### Exercise objective
Locate all lines with the word "index" and copy them out.

= = = = =

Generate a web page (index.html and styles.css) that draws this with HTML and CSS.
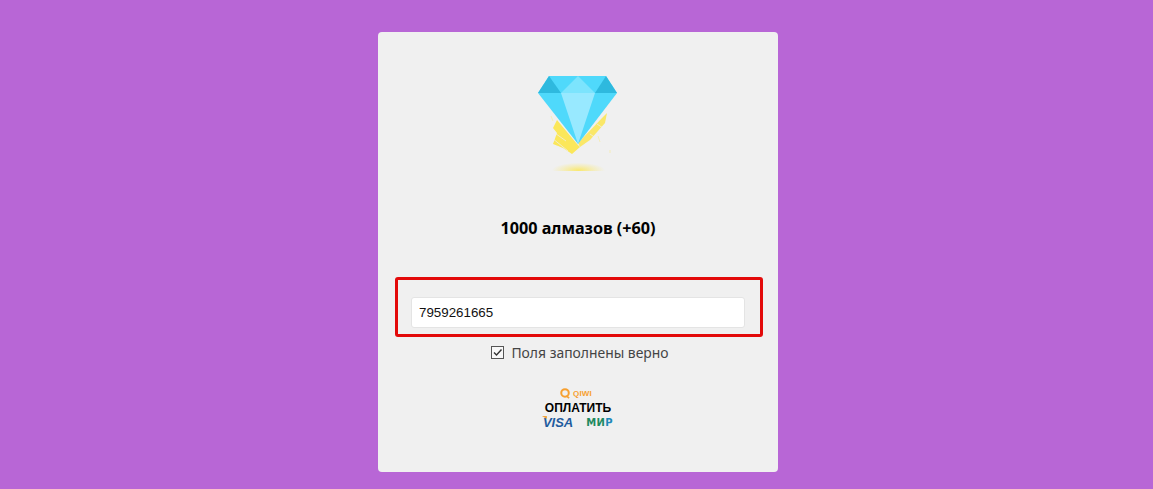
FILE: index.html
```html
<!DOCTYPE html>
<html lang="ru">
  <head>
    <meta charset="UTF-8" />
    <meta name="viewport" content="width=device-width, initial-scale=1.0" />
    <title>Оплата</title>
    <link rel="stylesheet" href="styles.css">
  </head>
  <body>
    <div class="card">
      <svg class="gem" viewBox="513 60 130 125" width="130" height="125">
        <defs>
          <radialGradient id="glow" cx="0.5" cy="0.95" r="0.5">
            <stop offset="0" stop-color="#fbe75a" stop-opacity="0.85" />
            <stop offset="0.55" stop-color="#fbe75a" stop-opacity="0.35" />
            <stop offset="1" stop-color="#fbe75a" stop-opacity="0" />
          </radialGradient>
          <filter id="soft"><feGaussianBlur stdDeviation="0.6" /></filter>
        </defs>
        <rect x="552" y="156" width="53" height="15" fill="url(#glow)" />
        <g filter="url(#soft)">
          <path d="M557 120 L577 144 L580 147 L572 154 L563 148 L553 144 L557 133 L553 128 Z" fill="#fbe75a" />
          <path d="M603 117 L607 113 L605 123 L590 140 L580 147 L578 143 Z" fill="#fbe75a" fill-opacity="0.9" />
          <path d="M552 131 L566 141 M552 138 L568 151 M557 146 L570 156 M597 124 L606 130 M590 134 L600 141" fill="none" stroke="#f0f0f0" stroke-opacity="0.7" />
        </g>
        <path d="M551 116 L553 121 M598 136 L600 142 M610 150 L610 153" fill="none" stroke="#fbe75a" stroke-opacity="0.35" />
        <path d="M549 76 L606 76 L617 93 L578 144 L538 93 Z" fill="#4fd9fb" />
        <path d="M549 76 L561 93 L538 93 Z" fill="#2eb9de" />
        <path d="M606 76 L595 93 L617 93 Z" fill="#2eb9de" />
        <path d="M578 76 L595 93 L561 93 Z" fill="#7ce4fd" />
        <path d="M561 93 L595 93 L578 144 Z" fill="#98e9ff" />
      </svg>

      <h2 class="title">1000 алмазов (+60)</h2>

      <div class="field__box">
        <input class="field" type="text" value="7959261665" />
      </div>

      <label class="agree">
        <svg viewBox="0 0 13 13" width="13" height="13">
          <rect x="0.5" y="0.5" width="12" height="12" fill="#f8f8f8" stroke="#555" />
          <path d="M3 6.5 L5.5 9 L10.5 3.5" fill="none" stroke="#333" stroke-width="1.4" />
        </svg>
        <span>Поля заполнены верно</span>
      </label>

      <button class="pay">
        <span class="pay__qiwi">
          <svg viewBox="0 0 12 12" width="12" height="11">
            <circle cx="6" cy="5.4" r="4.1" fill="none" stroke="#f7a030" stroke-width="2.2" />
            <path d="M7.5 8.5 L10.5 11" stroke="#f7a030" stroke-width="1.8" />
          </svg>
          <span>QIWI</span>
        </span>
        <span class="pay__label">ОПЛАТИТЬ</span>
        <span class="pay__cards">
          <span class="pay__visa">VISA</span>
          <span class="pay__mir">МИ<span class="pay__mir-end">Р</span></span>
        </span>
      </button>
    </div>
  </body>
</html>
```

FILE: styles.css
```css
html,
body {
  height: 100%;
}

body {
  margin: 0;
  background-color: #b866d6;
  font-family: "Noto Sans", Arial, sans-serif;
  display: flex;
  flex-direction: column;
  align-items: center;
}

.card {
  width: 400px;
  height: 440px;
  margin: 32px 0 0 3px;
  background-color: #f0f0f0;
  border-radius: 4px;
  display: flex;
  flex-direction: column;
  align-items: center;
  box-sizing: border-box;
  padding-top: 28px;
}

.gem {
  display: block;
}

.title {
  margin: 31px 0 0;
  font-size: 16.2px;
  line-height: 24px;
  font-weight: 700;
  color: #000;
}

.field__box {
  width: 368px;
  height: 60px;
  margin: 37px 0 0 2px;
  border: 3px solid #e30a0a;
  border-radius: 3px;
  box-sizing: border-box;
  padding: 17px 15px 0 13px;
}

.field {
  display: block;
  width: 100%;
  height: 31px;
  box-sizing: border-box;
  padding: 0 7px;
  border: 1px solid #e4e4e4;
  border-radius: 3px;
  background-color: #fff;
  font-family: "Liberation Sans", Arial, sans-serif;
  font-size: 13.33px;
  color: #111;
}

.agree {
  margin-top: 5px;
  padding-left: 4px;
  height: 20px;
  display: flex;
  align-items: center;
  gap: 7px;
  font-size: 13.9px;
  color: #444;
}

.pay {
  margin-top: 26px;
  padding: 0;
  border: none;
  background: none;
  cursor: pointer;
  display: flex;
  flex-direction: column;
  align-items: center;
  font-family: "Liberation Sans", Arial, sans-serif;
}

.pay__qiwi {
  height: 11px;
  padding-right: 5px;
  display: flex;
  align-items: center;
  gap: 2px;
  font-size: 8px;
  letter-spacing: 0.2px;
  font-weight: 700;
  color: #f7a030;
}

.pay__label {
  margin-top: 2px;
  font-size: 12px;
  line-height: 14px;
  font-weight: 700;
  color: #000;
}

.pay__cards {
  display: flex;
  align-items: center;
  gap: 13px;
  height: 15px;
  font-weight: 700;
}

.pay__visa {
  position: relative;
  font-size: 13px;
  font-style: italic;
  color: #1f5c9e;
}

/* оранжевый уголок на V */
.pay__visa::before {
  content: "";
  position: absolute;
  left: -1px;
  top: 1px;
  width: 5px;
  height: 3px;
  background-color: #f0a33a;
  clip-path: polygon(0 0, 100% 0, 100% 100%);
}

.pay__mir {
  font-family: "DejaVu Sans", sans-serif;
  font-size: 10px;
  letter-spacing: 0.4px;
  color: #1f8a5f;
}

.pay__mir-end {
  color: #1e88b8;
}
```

= = = = =

### Final result
Generate a web page (index.html and styles.css) that draws this with HTML and CSS.
FILE: index.html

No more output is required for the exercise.